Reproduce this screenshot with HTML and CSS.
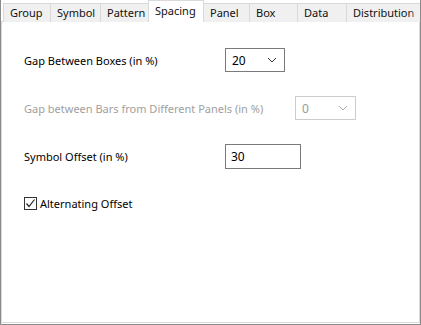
FILE: index.html
```html
<!DOCTYPE html>
<html lang="en">
<head>
    <meta charset="UTF-8">
    <title>Spacing</title>
    <link rel="stylesheet" href="styles.css">
</head>
<body>
    <div class="dialog">
        <div class="tabs">
            <div class="tab" style="width: 47px">Group</div>
            <div class="tab" style="width: 50px">Symbol</div>
            <div class="tab" style="width: 48px">Pattern</div>
            <div class="tab active" style="width: 56px">Spacing</div>
            <div class="tab" style="width: 45px">Panel</div>
            <div class="tab" style="width: 48px">Box</div>
            <div class="tab" style="width: 49px">Data</div>
            <div class="tab last" style="width: 76px">Distribution</div>
        </div>
        <div class="panel">
            <div class="row first">
                <span class="label">Gap Between Boxes (in %)</span>
                <div class="combo">
                    <span>20</span>
                    <svg width="10" height="6" viewBox="0 0 10 6"><path d="M1 1 L5 5 L9 1" fill="none" stroke="#333" stroke-width="1"/></svg>
                </div>
            </div>
            <div class="row">
                <span class="label wide disabled">Gap between Bars from Different Panels (in %)</span>
                <div class="combo off">
                    <span>0</span>
                    <svg width="10" height="6" viewBox="0 0 10 6"><path d="M1 1 L5 5 L9 1" fill="none" stroke="#aaa" stroke-width="1"/></svg>
                </div>
            </div>
            <div class="row">
                <span class="label">Symbol Offset (in %)</span>
                <div class="textbox">30</div>
            </div>
            <div class="check-row">
                <span class="checkbox">
                    <svg width="11" height="11" viewBox="0 0 11 11"><path d="M1.5 5.5 L4 8.5 L9.5 1.5" fill="none" stroke="#222" stroke-width="1.2"/></svg>
                </span>
                <span>Alternating Offset</span>
            </div>
        </div>
    </div>
</body>
</html>
```

FILE: styles.css
```css
body {
    margin: 0;
    background-color: white;
    font-family: "Noto Sans", Arial, sans-serif;
    font-size: 11px;
    color: #000;
}
.dialog {
    width: 421px;
    height: 325px;
    border-left: 1px solid #8a8a8a;
    border-right: 1px solid #8a8a8a;
    border-bottom: 1px solid #8a8a8a;
    box-sizing: border-box;
    overflow: hidden;
}
.tabs {
    display: flex;
    align-items: flex-end;
    height: 22px;
    padding-left: 2px;
    position: relative;
    z-index: 1;
    overflow: hidden;
}
.tab {
    height: 19px;
    line-height: 18px;
    box-sizing: border-box;
    padding-left: 6px;
    background-color: #f0f0f0;
    border: 1px solid #d9d9d9;
    border-bottom: none;
    border-right: none;
    white-space: nowrap;
    overflow: hidden;
    flex-shrink: 0;
    color: #111;
}
.tab.active {
    height: 22px;
    line-height: 19px;
    background-color: white;
    border-right: 1px solid #d9d9d9;
}
.tab.active + .tab {
    border-left: none;
}
.tab.last {
    position: relative;
}
/* the clipped tab fades out at the edge */
.tab.last::after {
    content: "";
    position: absolute;
    top: 0;
    right: 0;
    width: 14px;
    height: 100%;
    background: linear-gradient(to right, rgba(240,240,240,0), rgba(240,240,240,0.85));
}
.panel {
    height: 302px;
    margin-top: -1px;
    border: 1px solid #d9d9d9;
    background-color: white;
    padding: 26px 0 0 22px;
    box-sizing: border-box;
}
.row {
    display: flex;
    align-items: center;
    height: 24px;
    margin-bottom: 24px;
}
.label {
    width: 201px;
    flex-shrink: 0;
    white-space: nowrap;
}
.label.wide {
    width: 271px;
}
.disabled {
    color: #a0a0a0;
}
.combo {
    width: 60px;
    height: 24px;
    box-sizing: border-box;
    border: 1px solid #7a7a7a;
    display: flex;
    align-items: center;
    justify-content: space-between;
    padding: 0 7px 0 6px;
    font-size: 12px;
}
.combo.off {
    border-color: #cccccc;
    color: #999;
    width: 61px;
}
.textbox {
    width: 76px;
    height: 25px;
    box-sizing: border-box;
    border: 1px solid #7a7a7a;
    padding: 3px 0 0 5px;
    font-size: 12px;
}
.check-row {
    display: flex;
    align-items: center;
    height: 16px;
    margin-top: 27px;
}
.checkbox {
    width: 13px;
    height: 13px;
    box-sizing: border-box;
    border: 1px solid #333;
    margin-right: 3px;
    display: flex;
    align-items: center;
    justify-content: center;
}
```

> [PROBLEM TO SOLVE] Word for word, quote the lines above. Omit the pictures.

> [RESULT]
Reproduce this screenshot with HTML and CSS.
FILE: index.html
```html
<!DOCTYPE html>
<html lang="en">
<head>
    <meta charset="UTF-8">
    <title>Spacing</title>
    <link rel="stylesheet" href="styles.css">
</head>
<body>
    <div class="dialog">
        <div class="tabs">
            <div class="tab" style="width: 47px">Group</div>
            <div class="tab" style="width: 50px">Symbol</div>
            <div class="tab" style="width: 48px">Pattern</div>
            <div class="tab active" style="width: 56px">Spacing</div>
            <div class="tab" style="width: 45px">Panel</div>
            <div class="tab" style="width: 48px">Box</div>
            <div class="tab" style="width: 49px">Data</div>
            <div class="tab last" style="width: 76px">Distribution</div>
        </div>
        <div class="panel">
            <div class="row first">
                <span class="label">Gap Between Boxes (in %)</span>
                <div class="combo">
                    <span>20</span>
                    <svg width="10" height="6" viewBox="0 0 10 6"><path d="M1 1 L5 5 L9 1" fill="none" stroke="#333" stroke-width="1"/></svg>
                </div>
            </div>
            <div class="row">
                <span class="label wide disabled">Gap between Bars from Different Panels (in %)</span>
                <div class="combo off">
                    <span>0</span>
                    <svg width="10" height="6" viewBox="0 0 10 6"><path d="M1 1 L5 5 L9 1" fill="none" stroke="#aaa" stroke-width="1"/></svg>
                </div>
            </div>
            <div class="row">
                <span class="label">Symbol Offset (in %)</span>
                <div class="textbox">30</div>
            </div>
            <div class="check-row">
                <span class="checkbox">
                    <svg width="11" height="11" viewBox="0 0 11 11"><path d="M1.5 5.5 L4 8.5 L9.5 1.5" fill="none" stroke="#222" stroke-width="1.2"/></svg>
                </span>
                <span>Alternating Offset</span>
            </div>
        </div>
    </div>
</body>
</html>
```

FILE: styles.css
```css
body {
    margin: 0;
    background-color: white;
    font-family: "Noto Sans", Arial, sans-serif;
    font-size: 11px;
    color: #000;
}
.dialog {
    width: 421px;
    height: 325px;
    border-left: 1px solid #8a8a8a;
    border-right: 1px solid #8a8a8a;
    border-bottom: 1px solid #8a8a8a;
    box-sizing: border-box;
    overflow: hidden;
}
.tabs {
    display: flex;
    align-items: flex-end;
    height: 22px;
    padding-left: 2px;
    position: relative;
    z-index: 1;
    overflow: hidden;
}
.tab {
    height: 19px;
    line-height: 18px;
    box-sizing: border-box;
    padding-left: 6px;
    background-color: #f0f0f0;
    border: 1px solid #d9d9d9;
    border-bottom: none;
    border-right: none;
    white-space: nowrap;
    overflow: hidden;
    flex-shrink: 0;
    color: #111;
}
.tab.active {
    height: 22px;
    line-height: 19px;
    background-color: white;
    border-right: 1px solid #d9d9d9;
}
.tab.active + .tab {
    border-left: none;
}
.tab.last {
    position: relative;
}
/* the clipped tab fades out at the edge */
.tab.last::after {
    content: "";
    position: absolute;
    top: 0;
    right: 0;
    width: 14px;
    height: 100%;
    background: linear-gradient(to right, rgba(240,240,240,0), rgba(240,240,240,0.85));
}
.panel {
    height: 302px;
    margin-top: -1px;
    border: 1px solid #d9d9d9;
    background-color: white;
    padding: 26px 0 0 22px;
    box-sizing: border-box;
}
.row {
    display: flex;
    align-items: center;
    height: 24px;
    margin-bottom: 24px;
}
.label {
    width: 201px;
    flex-shrink: 0;
    white-space: nowrap;
}
.label.wide {
    width: 271px;
}
.disabled {
    color: #a0a0a0;
}
.combo {
    width: 60px;
    height: 24px;
    box-sizing: border-box;
    border: 1px solid #7a7a7a;
    display: flex;
    align-items: center;
    justify-content: space-between;
    padding: 0 7px 0 6px;
    font-size: 12px;
}
.combo.off {
    border-color: #cccccc;
    color: #999;
    width: 61px;
}
.textbox {
    width: 76px;
    height: 25px;
    box-sizing: border-box;
    border: 1px solid #7a7a7a;
    padding: 3px 0 0 5px;
    font-size: 12px;
}
.check-row {
    display: flex;
    align-items: center;
    height: 16px;
    margin-top: 27px;
}
.checkbox {
    width: 13px;
    height: 13px;
    box-sizing: border-box;
    border: 1px solid #333;
    margin-right: 3px;
    display: flex;
    align-items: center;
    justify-content: center;
}
```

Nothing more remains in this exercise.